▶ [Source material]
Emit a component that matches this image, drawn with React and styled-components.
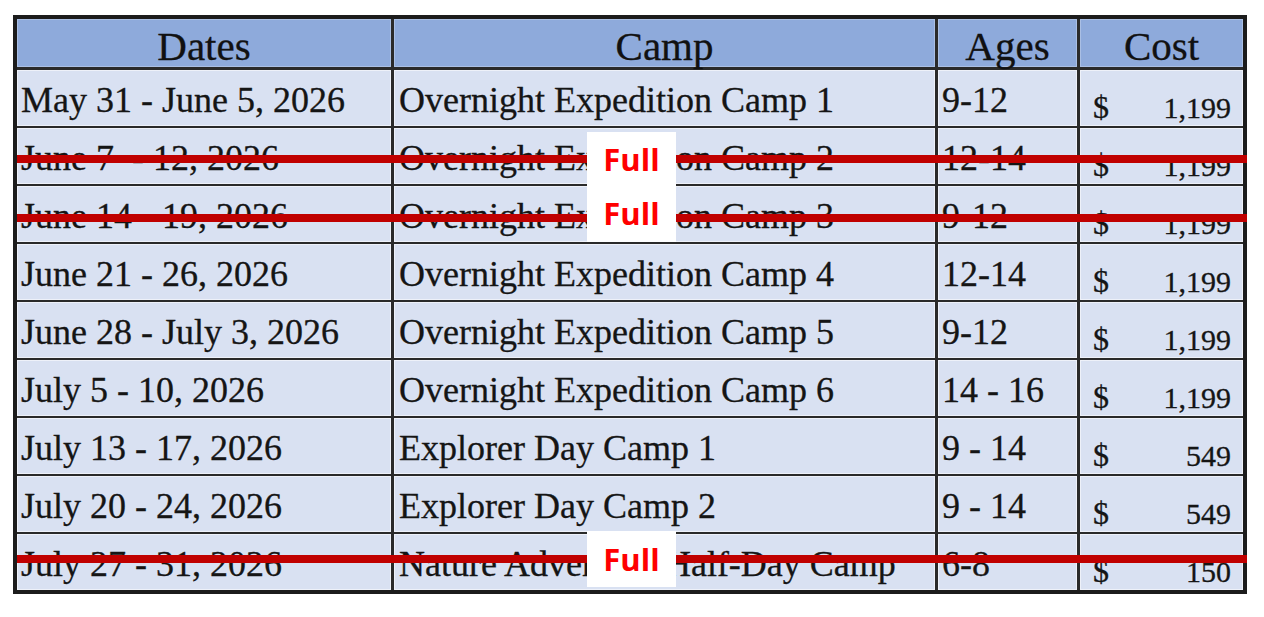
import React from "react";
import styled, { createGlobalStyle } from "styled-components";

const GlobalStyle = createGlobalStyle`
  html, body { margin: 0; padding: 0; background: #ffffff; }
  body { font-family: "Liberation Serif", "Times New Roman", serif; }
`;

const Page = styled.div`
  padding: 15px 0 0 13px;
`;

const Table = styled.div`
  display: flex;
  flex-direction: column;
  gap: 2px;
  width: 1226px;
  border: 4px solid #1c1c1c;
  background: #2a2a2a;
`;

const Row = styled.div`
  position: relative;
  display: grid;
  grid-template-columns: 374px 541px 139px 163px;
  column-gap: 3px;
  height: ${(p) => (p.$header ? "47px" : "56px")};
  margin-bottom: ${(p) => (p.$header ? "2px" : "0")};
`;

const HeadCell = styled.div`
  background: #8eaadb;
  box-shadow: inset 0 0 0 1px rgba(255, 255, 255, 0.25);
  display: flex;
  align-items: center;
  justify-content: center;
  padding-top: 7px;
  font-size: 41px;
  color: #111;
  line-height: 1;
  -webkit-text-stroke: 0.3px #111;
`;

const Cell = styled.div`
  background: #d9e1f2;
  box-shadow: inset 0 0 0 1px rgba(255, 255, 255, 0.55);
  display: flex;
  align-items: center;
  padding: 3px 0 0 ${(p) => p.$pad || 4}px;
  font-size: 36px;
  color: #151515;
  white-space: nowrap;
  overflow: hidden;
  -webkit-text-stroke: 0.3px #151515;
`;

const CostCell = styled.div`
  background: #d9e1f2;
  box-shadow: inset 0 0 0 1px rgba(255, 255, 255, 0.55);
  display: flex;
  align-items: flex-end;
  justify-content: space-between;
  padding: 0 12px 3px 13px;
  font-size: 30px;
  line-height: 1;
  color: #151515;
  -webkit-text-stroke: 0.3px #151515;
`;

const Dollar = styled.span`
  font-size: 32px;
`;

const Strike = styled.div`
  position: absolute;
  left: 0;
  right: -4px;
  top: ${(p) => p.$y}px;
  height: 8px;
  background: #c00000;
  z-index: 1;
`;

const FullTag = styled.div`
  position: absolute;
  left: 570px;
  width: 89px;
  top: ${(p) => p.$top}px;
  height: ${(p) => p.$h}px;
  background: #ffffff;
  z-index: 2;
  display: flex;
  align-items: center;
  justify-content: center;
  font-family: "Open Sans", "Noto Sans", sans-serif;
  font-weight: 700;
  font-size: 31px;
  color: #ff0000;
  box-sizing: border-box;
`;

const rows = [
  { d: "May 31 - June 5, 2026", c: "Overnight Expedition Camp 1", a: "9-12", p: "1,199" },
  { d: "June 7\u00a0 - 12, 2026", c: "Overnight Expedition Camp 2", a: "12-14", p: "1,199", full: { y: 27, top: 4, h: 54 } },
  { d: "June 14 - 19, 2026", c: "Overnight Expedition Camp 3", a: "9-12", p: "1,199", full: { y: 28, top: -2, h: 58 } },
  { d: "June 21 - 26, 2026", c: "Overnight Expedition Camp 4", a: "12-14", p: "1,199" },
  { d: "June 28 - July 3, 2026", c: "Overnight Expedition Camp 5", a: "9-12", p: "1,199" },
  { d: "July 5 - 10, 2026", c: "Overnight Expedition Camp 6", a: "14 - 16", p: "1,199" },
  { d: "July 13 - 17, 2026", c: "Explorer Day Camp 1", a: "9 - 14", p: "549" },
  { d: "July 20 - 24, 2026", c: "Explorer Day Camp 2", a: "9 - 14", p: "549" },
  { d: "July 27 - 31, 2026", c: "Nature Adventure Half-Day Camp", a: "6-8", p: "150", full: { y: 21, top: -3, h: 56 } },
];

export default function App() {
  return (
    <>
      <GlobalStyle />
      <Page>
        <Table>
          <Row $header>
            <HeadCell>Dates</HeadCell>
            <HeadCell>Camp</HeadCell>
            <HeadCell>Ages</HeadCell>
            <HeadCell>Cost</HeadCell>
          </Row>
          {rows.map((r, i) => (
            <Row key={i}>
              <Cell $pad={4}>{r.d}</Cell>
              <Cell $pad={5}>{r.c}</Cell>
              <Cell $pad={4}>{r.a}</Cell>
              <CostCell>
                <Dollar>$</Dollar>
                <span>{r.p}</span>
              </CostCell>
              {r.full && (
                <>
                  <Strike $y={r.full.y} />
                  <FullTag $top={r.full.top} $h={r.full.h}>
                    Full
                  </FullTag>
                </>
              )}
            </Row>
          ))}
        </Table>
      </Page>
    </>
  );
}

▶ [Given task] Transcribe the material exactly, and leave out whatever pictures it holds.

▶ [Exercise response]
Emit a component that matches this image, drawn with React and styled-components.
import React from "react";
import styled, { createGlobalStyle } from "styled-components";

const GlobalStyle = createGlobalStyle`
  html, body { margin: 0; padding: 0; background: #ffffff; }
  body { font-family: "Liberation Serif", "Times New Roman", serif; }
`;

const Page = styled.div`
  padding: 15px 0 0 13px;
`;

const Table = styled.div`
  display: flex;
  flex-direction: column;
  gap: 2px;
  width: 1226px;
  border: 4px solid #1c1c1c;
  background: #2a2a2a;
`;

const Row = styled.div`
  position: relative;
  display: grid;
  grid-template-columns: 374px 541px 139px 163px;
  column-gap: 3px;
  height: ${(p) => (p.$header ? "47px" : "56px")};
  margin-bottom: ${(p) => (p.$header ? "2px" : "0")};
`;

const HeadCell = styled.div`
  background: #8eaadb;
  box-shadow: inset 0 0 0 1px rgba(255, 255, 255, 0.25);
  display: flex;
  align-items: center;
  justify-content: center;
  padding-top: 7px;
  font-size: 41px;
  color: #111;
  line-height: 1;
  -webkit-text-stroke: 0.3px #111;
`;

const Cell = styled.div`
  background: #d9e1f2;
  box-shadow: inset 0 0 0 1px rgba(255, 255, 255, 0.55);
  display: flex;
  align-items: center;
  padding: 3px 0 0 ${(p) => p.$pad || 4}px;
  font-size: 36px;
  color: #151515;
  white-space: nowrap;
  overflow: hidden;
  -webkit-text-stroke: 0.3px #151515;
`;

const CostCell = styled.div`
  background: #d9e1f2;
  box-shadow: inset 0 0 0 1px rgba(255, 255, 255, 0.55);
  display: flex;
  align-items: flex-end;
  justify-content: space-between;
  padding: 0 12px 3px 13px;
  font-size: 30px;
  line-height: 1;
  color: #151515;
  -webkit-text-stroke: 0.3px #151515;
`;

const Dollar = styled.span`
  font-size: 32px;
`;

const Strike = styled.div`
  position: absolute;
  left: 0;
  right: -4px;
  top: ${(p) => p.$y}px;
  height: 8px;
  background: #c00000;
  z-index: 1;
`;

const FullTag = styled.div`
  position: absolute;
  left: 570px;
  width: 89px;
  top: ${(p) => p.$top}px;
  height: ${(p) => p.$h}px;
  background: #ffffff;
  z-index: 2;
  display: flex;
  align-items: center;
  justify-content: center;
  font-family: "Open Sans", "Noto Sans", sans-serif;
  font-weight: 700;
  font-size: 31px;
  color: #ff0000;
  box-sizing: border-box;
`;

const rows = [
  { d: "May 31 - June 5, 2026", c: "Overnight Expedition Camp 1", a: "9-12", p: "1,199" },
  { d: "June 7\u00a0 - 12, 2026", c: "Overnight Expedition Camp 2", a: "12-14", p: "1,199", full: { y: 27, top: 4, h: 54 } },
  { d: "June 14 - 19, 2026", c: "Overnight Expedition Camp 3", a: "9-12", p: "1,199", full: { y: 28, top: -2, h: 58 } },
  { d: "June 21 - 26, 2026", c: "Overnight Expedition Camp 4", a: "12-14", p: "1,199" },
  { d: "June 28 - July 3, 2026", c: "Overnight Expedition Camp 5", a: "9-12", p: "1,199" },
  { d: "July 5 - 10, 2026", c: "Overnight Expedition Camp 6", a: "14 - 16", p: "1,199" },
  { d: "July 13 - 17, 2026", c: "Explorer Day Camp 1", a: "9 - 14", p: "549" },
  { d: "July 20 - 24, 2026", c: "Explorer Day Camp 2", a: "9 - 14", p: "549" },
  { d: "July 27 - 31, 2026", c: "Nature Adventure Half-Day Camp", a: "6-8", p: "150", full: { y: 21, top: -3, h: 56 } },
];

export default function App() {
  return (
    <>
      <GlobalStyle />
      <Page>
        <Table>
          <Row $header>
            <HeadCell>Dates</HeadCell>
            <HeadCell>Camp</HeadCell>
            <HeadCell>Ages</HeadCell>
            <HeadCell>Cost</HeadCell>
          </Row>
          {rows.map((r, i) => (
            <Row key={i}>
              <Cell $pad={4}>{r.d}</Cell>
              <Cell $pad={5}>{r.c}</Cell>
              <Cell $pad={4}>{r.a}</Cell>
              <CostCell>
                <Dollar>$</Dollar>
                <span>{r.p}</span>
              </CostCell>
              {r.full && (
                <>
                  <Strike $y={r.full.y} />
                  <FullTag $top={r.full.top} $h={r.full.h}>
                    Full
                  </FullTag>
                </>
              )}
            </Row>
          ))}
        </Table>
      </Page>
    </>
  );
}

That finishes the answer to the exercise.